Following the discovery of a $14bn black hole in Parmalat’s finances in 2003, the ensuing investigation triggered an eight-year marathon of court cases across Europe and the US, disgracing the Tanzi family, causing at least one fatality and bringing one of Europe’s most successful football clubs to its knees.
Here, World Finance gives a brief insight into the scandal that engulfed Italy’s largest milk processor, senior executives, politicians, blue-chip banks, accountancy firms and more than 130,000 hapless shareholders:
– During the 80s and 90s, Parmalat is hailed as the jewel of Italian commerce, as entrepreneur Calisto Tanzi converts his father’s Parma-based ham retailer into a global dairy and food giant with a speciality for long-life milk.

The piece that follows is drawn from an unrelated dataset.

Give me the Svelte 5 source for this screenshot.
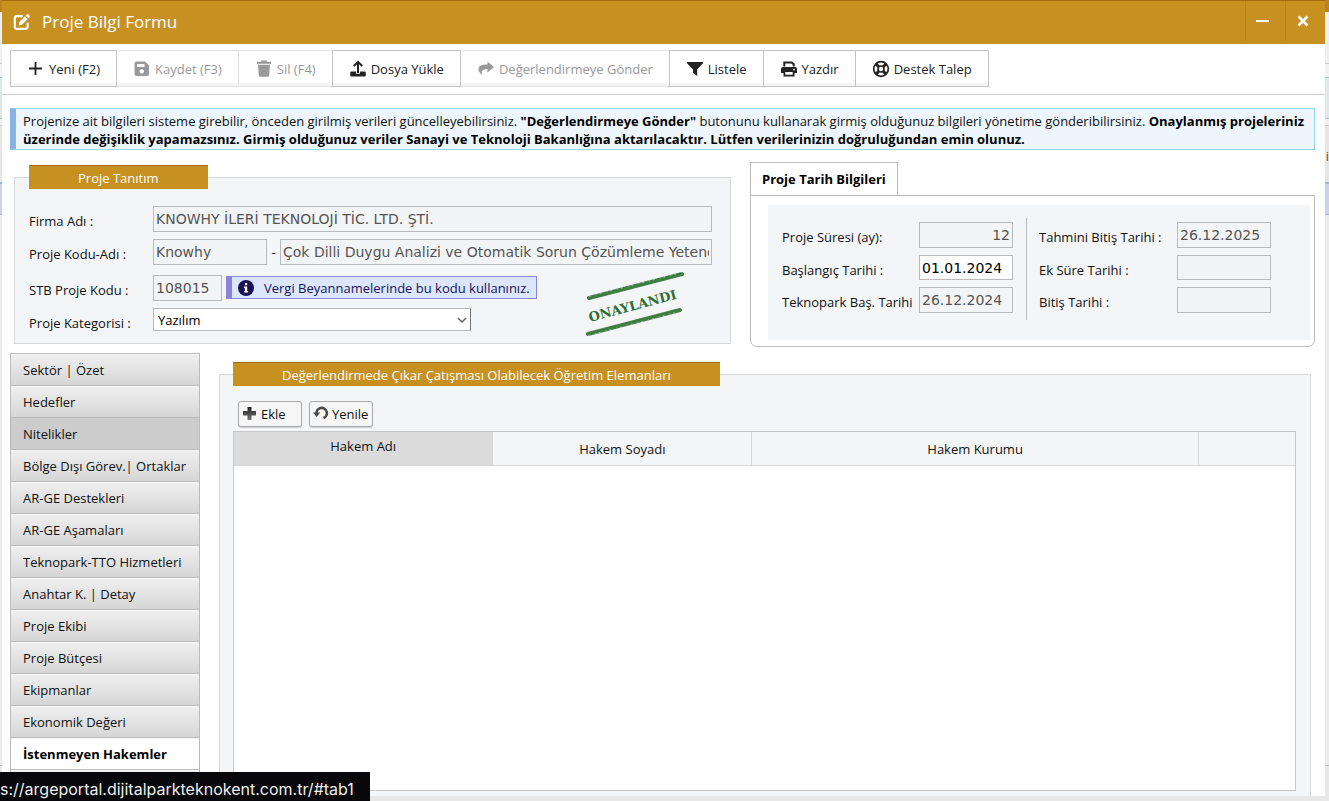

Upon entering court, Parmalat Chief Financial Officer Fausto Tonna greets journalists: “I wish you and your families a slow and painful death.”
– In 2003, bondholders learn nearly €4bn ($4.5bn) of funds being held in a Bank of America account don’t exist. The bank dubs the transfer document a forgery and trading in Parmalat shares is frozen. Calisto Tanzi, along with various family members and senior executives, is arrested. Upon entering court, Parmalat Chief Financial Officer Fausto Tonna greets journalists: “I wish you and your families a slow and painful death.” Meanwhile, at the firm’s offices, investigators discover computers have been smashed and thousands of documents shredded.
– In 2004, Parmalat’s debts are fixed at €14.3bn ($16.1bn), eight times the figure the firm had admitted to. After a series of denials, Bank of America’s former Chief of Corporate Finances in Italy, Luca Sala, admits to participating in a kickback scheme. US creditors file a $10bn class action suit against Parmalat’s former auditors, while Parmalat’s administrators – operating under replacement CEO Enrico Bondi – separately sue Bank of America, Citigroup, Deloitte Touche and Grant Thornton for $10bn each.
– In 2005, Bondi relists a reconstructed Parmalat on the Milan Stock Exchange while trials continue.
– In 2008, Fausto Tonna is sentenced to two-and-a-half years in jail for masterminding a complex web of offshore subsidiaries in order to hide the company’s parlous position. Bank of America, Citigroup, Morgan Stanley, Deutsche Bank and UBS all stand trial on charges of market rigging.
– In 2010, 72-year-old Calisto Tanzi is given an 18-year sentence and subsequently launches an appeal. Meanwhile, under Bondi’s leadership, the new-look Parmalat recoups more than €2bn ($2.3bn) in bank settlements.
– In 2011, after a three-year trial, a Milan court acquits Morgan Stanley, Bank of America, Deutsche Bank and Citigroup of market rigging. Prosecutors’ demands for €120m ($135.2m) of the bank’s profits to be impounded are met with fierce opposition and described as “the death of consumer rights”. A consumer watchdog promises to join shareholders in another case to challenge the verdict. The Italian Government blocks French firm Lactalis’ bid to takeover Parmalat.